Teachers and long-term reform

Across the discussions, one theme returned repeatedly: teachers are the foundation of any successful education system. “The success of Finland is a long-standing effort,” Moussy said.  

Finland’s Jaana Palojärvi offered a longer institutional view. “I have worked 29 years with 29 ministers from seven political parties,” she underscored the importance of continuity. Her message was pragmatic. “When you are trying to change the governance of education systems, you are not alone: you are part of government.”

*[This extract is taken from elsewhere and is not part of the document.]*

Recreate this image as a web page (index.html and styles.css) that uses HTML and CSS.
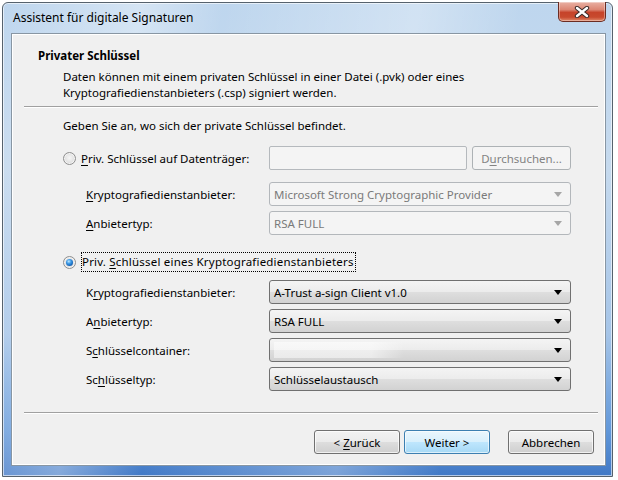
FILE: index.html
```html
<!DOCTYPE html>
<html lang="de">
  <head>
    <meta charset="UTF-8" />
    <title>Assistent für digitale Signaturen</title>
    <link rel="stylesheet" href="styles.css">
  </head>
  <body>
    <div class="window">
      <div class="titlebar">
        <span class="title">Assistent für digitale Signaturen</span>
        <div class="close">
          <svg width="16" height="12" viewBox="0 0 16 12">
            <path d="M3 2 L13 10 M13 2 L3 10" stroke="#3a2a28" stroke-width="4.4" stroke-linecap="round" />
            <path d="M3 2 L13 10 M13 2 L3 10" stroke="#ffffff" stroke-width="2.4" stroke-linecap="round" />
          </svg>
        </div>
      </div>

      <div class="client">
        <div class="header">
          <h1>Privater Schlüssel</h1>
          <p>
            Daten können mit einem privaten Schlüssel in einer Datei (.pvk) oder eines<br />
            Kryptografiedienstanbieters (.csp) signiert werden.
          </p>
        </div>
        <div class="sep"></div>

        <div class="body">
          <p class="intro">Geben Sie an, wo sich der private Schlüssel befindet.</p>

          <div class="option-row first">
            <span class="radio"></span>
            <span class="option-label"><u>P</u>riv. Schlüssel auf Datenträger:</span>
            <span class="textbox disabled"></span>
            <span class="btn small disabled"><span>D<u>u</u>rchsuchen...</span></span>
          </div>
          <div class="field-row gap-lg">
            <span class="field-label"><u>K</u>ryptografiedienstanbieter:</span>
            <span class="combo disabled"><span>Microsoft Strong Cryptographic Provider</span><i class="arrow"></i></span>
          </div>
          <div class="field-row">
            <span class="field-label"><u>A</u>nbietertyp:</span>
            <span class="combo disabled"><span>RSA FULL</span><i class="arrow"></i></span>
          </div>

          <div class="option-row second">
            <span class="radio checked"></span>
            <span class="focus-label">Priv. <u>S</u>chlüssel eines Kryptografiedienstanbieters</span>
          </div>
          <div class="field-row gap-md">
            <span class="field-label">K<u>r</u>yptografiedienstanbieter:</span>
            <span class="combo"><span>A-Trust a-sign Client v1.0</span><i class="arrow"></i></span>
          </div>
          <div class="field-row">
            <span class="field-label">A<u>n</u>bietertyp:</span>
            <span class="combo"><span>RSA FULL</span><i class="arrow"></i></span>
          </div>
          <div class="field-row">
            <span class="field-label">S<u>c</u>hlüsselcontainer:</span>
            <span class="combo"><span class="glow"></span><i class="arrow"></i></span>
          </div>
          <div class="field-row">
            <span class="field-label">Sc<u>h</u>lüsseltyp:</span>
            <span class="combo"><span>Schlüsselaustausch</span><i class="arrow"></i></span>
          </div>
        </div>

        <div class="sep bottom"></div>
        <div class="buttons">
          <span class="btn"><span>&lt; <u>Z</u>urück</span></span>
          <span class="btn default"><span>Weiter &gt;</span></span>
          <span class="btn cancel"><span>Abbrechen</span></span>
        </div>
      </div>
    </div>
  </body>
</html>
```

FILE: styles.css
```css
* {
  box-sizing: border-box;
}

html,
body {
  margin: 0;
  padding: 0;
  background: #ffffff;
  font-family: "Noto Sans", sans-serif;
  font-size: 11.5px;
  color: #000;
}

.window {
  margin: 2px 0 0 2px;
  width: 611px;
  border: 1px solid #56626d;
  border-radius: 6px 6px 0 0;
  padding-bottom: 10px;
  box-shadow: inset 0 0 0 1px rgba(255, 255, 255, 0.6);
  background:
    linear-gradient(100deg, transparent 0, rgba(255, 255, 255, 0.35) 20%, transparent 32%, rgba(255, 255, 255, 0.3) 60%, transparent 75%),
    linear-gradient(to bottom, #bed6ee 0, #c6daee 35%, #a6c5e8 70%, #6399da 90%, #4179c6 100%);
}

/* title bar */
.titlebar {
  height: 30px;
  display: flex;
  justify-content: space-between;
  align-items: flex-start;
  padding: 0 6px 0 10px;
}

.title {
  font-size: 12px;
  line-height: 30px;
  color: #000;
}

.close {
  width: 48px;
  height: 20px;
  margin-top: -1px;
  border: 1px solid #6b2c22;
  border-top: none;
  border-radius: 0 0 5px 5px;
  display: flex;
  align-items: center;
  justify-content: center;
  background: linear-gradient(to bottom, #e9b1a4 0, #dc8673 40%, #c6432a 55%, #c84a2e 80%, #e08a6c 100%);
  box-shadow: inset 0 0 0 1px rgba(255, 255, 255, 0.35);
}

/* client area */
.client {
  margin: 0 6px 0 8px;
  background: #f0f0f0;
  border: 1px solid #8896a3;
  box-shadow: inset 0 0 0 1px #ffffff;
  padding-bottom: 11px;
}

.header {
  padding: 14px 0 0 26px;
}

h1 {
  margin: 0;
  font-size: 11.5px;
  font-weight: bold;
  line-height: 16px;
}

.header p {
  margin: 5px 0 0 25px;
  line-height: 16px;
}

.sep {
  margin: 5px 7px 0 12px;
  height: 2px;
  border-top: 1px solid #a0a0a0;
  border-bottom: 1px solid #ffffff;
}

.sep.bottom {
  margin-top: 21px;
}

.body {
  padding-left: 51px;
}

.intro {
  margin: 10px 0 0 0;
  line-height: 16px;
}

.option-row {
  display: flex;
  align-items: center;
}

.option-row.first {
  margin-top: 12px;
  height: 24px;
}

.option-row.second {
  margin-top: 17px;
  height: 20px;
}

.radio {
  width: 13px;
  height: 13px;
  border-radius: 50%;
  border: 1px solid #8f8f8f;
  margin-right: 5px;
  background: radial-gradient(circle at 50% 45%, #f6f6f6 0, #e6e6e6 45%, #cdcdcd 100%);
  box-shadow: inset 0 0 0 1px #f4f4f4;
  position: relative;
}

.radio.checked::after {
  content: "";
  position: absolute;
  left: 2px;
  top: 2px;
  width: 7px;
  height: 7px;
  border-radius: 50%;
  background: radial-gradient(circle at 40% 35%, #bfe9ff 0, #3f9be6 35%, #1464b8 70%, #0b3f7a 100%);
}

.option-label {
  width: 188px;
  white-space: nowrap;
}

.focus-label {
  border: 1px dotted #000;
  padding: 1px 1px 2px 0;
  line-height: 15px;
  letter-spacing: 0.2px;
}

.textbox {
  width: 198px;
  height: 24px;
  border: 1px solid #b5b9bd;
  border-radius: 2px;
  background: #f4f4f4;
}

.field-row {
  display: flex;
  align-items: center;
  height: 24px;
  margin-top: 5px;
  padding-left: 23px;
}

.field-row.gap-lg {
  margin-top: 12px;
}

.field-row.gap-md {
  margin-top: 8px;
}

.field-label {
  width: 183px;
}

.combo {
  width: 302px;
  height: 24px;
  border: 1px solid #707070;
  border-radius: 3px;
  padding-left: 4px;
  display: flex;
  align-items: center;
  position: relative;
  background: linear-gradient(to bottom, #f4f4f4 0, #ececec 48%, #dedede 52%, #d2d2d2 100%);
}

.combo.disabled {
  border-color: #b3b7bb;
  background: #f4f4f4;
  color: #7a7a7a;
}

.arrow {
  position: absolute;
  right: 8px;
  top: 9px;
  width: 0;
  height: 0;
  border-left: 4px solid transparent;
  border-right: 4px solid transparent;
  border-top: 5px solid #000;
}

.combo.disabled .arrow {
  border-top-color: #a6a6a6;
}

.glow {
  width: 130px;
  height: 16px;
  background: linear-gradient(to right, rgba(255, 255, 255, 0.5) 75%, rgba(255, 255, 255, 0));
}

/* buttons */
.btn {
  width: 86px;
  height: 24px;
  display: flex;
  align-items: center;
  justify-content: center;
  border: 1px solid #707070;
  border-radius: 3px;
  background: linear-gradient(to bottom, #f2f2f2 0, #ebebeb 48%, #dddddd 52%, #cfcfcf 100%);
  box-shadow: inset 0 0 0 1px rgba(255, 255, 255, 0.7);
}

.btn.small {
  width: 99px;
  margin-left: 5px;
}

.btn.disabled {
  border-color: #adb2b5;
  background: #f4f4f4;
  color: #838383;
  box-shadow: none;
}

.btn.default {
  border-color: #3c7fb1;
  background: linear-gradient(to bottom, #eaf6fd 0, #d9f0fc 48%, #bee6fd 52%, #a7d9f5 100%);
  box-shadow: inset 0 0 0 1px rgba(255, 255, 255, 0.6);
}

.buttons {
  display: flex;
  justify-content: flex-end;
  gap: 4px;
  margin-top: 16px;
  padding-right: 11px;
}

.btn.cancel {
  margin-left: 14px;
}

u {
  text-decoration-thickness: 1px;
  text-underline-offset: 2px;
}
```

She added a warning with practical implications: “Education ministers and finance ministers should sit at the same table.” Costa reinforced the case for early investment. “Spending in early intervention is cheaper than spending later,” he said. “Pre-school is the most inclusive setting.”

Seated attendees listen in the Hotel Regina in Stresa, Italy, as Director for International Relations at the Ministry of Education and Culture of Finland, Jaana Palojärvi, addresses them with a slide presentation as part of an ETF Policy Lab on education

Moldova’s reform case 

Rusu pointed to Moldova’s own structural overhaul. “We are creating Regional Education Agencies to reduce fragmentation and align responsibility with authority,” she said, noting that the current system leaves “accountability for results without the tools to deliver them.” 

She added that disparities remain stark. “We face uneven administrative capacity, territorial inequalities and declining student numbers. This reform is about equity, coherence and restoring trust in how education is governed.” 

Progress and pragmatism 

Armenia offered a concrete example of reform in motion. Deputy minister Araksia Svajyan outlined efforts to strengthen the teaching profession through certification and incentives.

“More than 30% of teachers have already undergone certification” said Minister Svajyan. “We have recruited around 4,000 teachers in the past year, many of them young and working in rural areas.”

It was a reminder that, while systemic challenges persist, progress is possible with sustained effort.

A shared conversation 

By the end of the two days, no one-size-fits-all solution had emerged. Instead, what participants carried away was a sense of shared responsibility.

The SER programme may have provided the structure, but the substance came from exchange. Peer-to-peer conversations, as Masson suggested, are not an accessory to reform; they are part of how reform happens.

As discussions turned to the future, one idea lingered — not about systems, but about learners themselves. “The most important aspect is the freedom of learning,” said Stanisław Drzażdżewski, ETF Governing Board member. “Not just lifelong or "life-wide" learning, but the freedom to choose what and how to learn."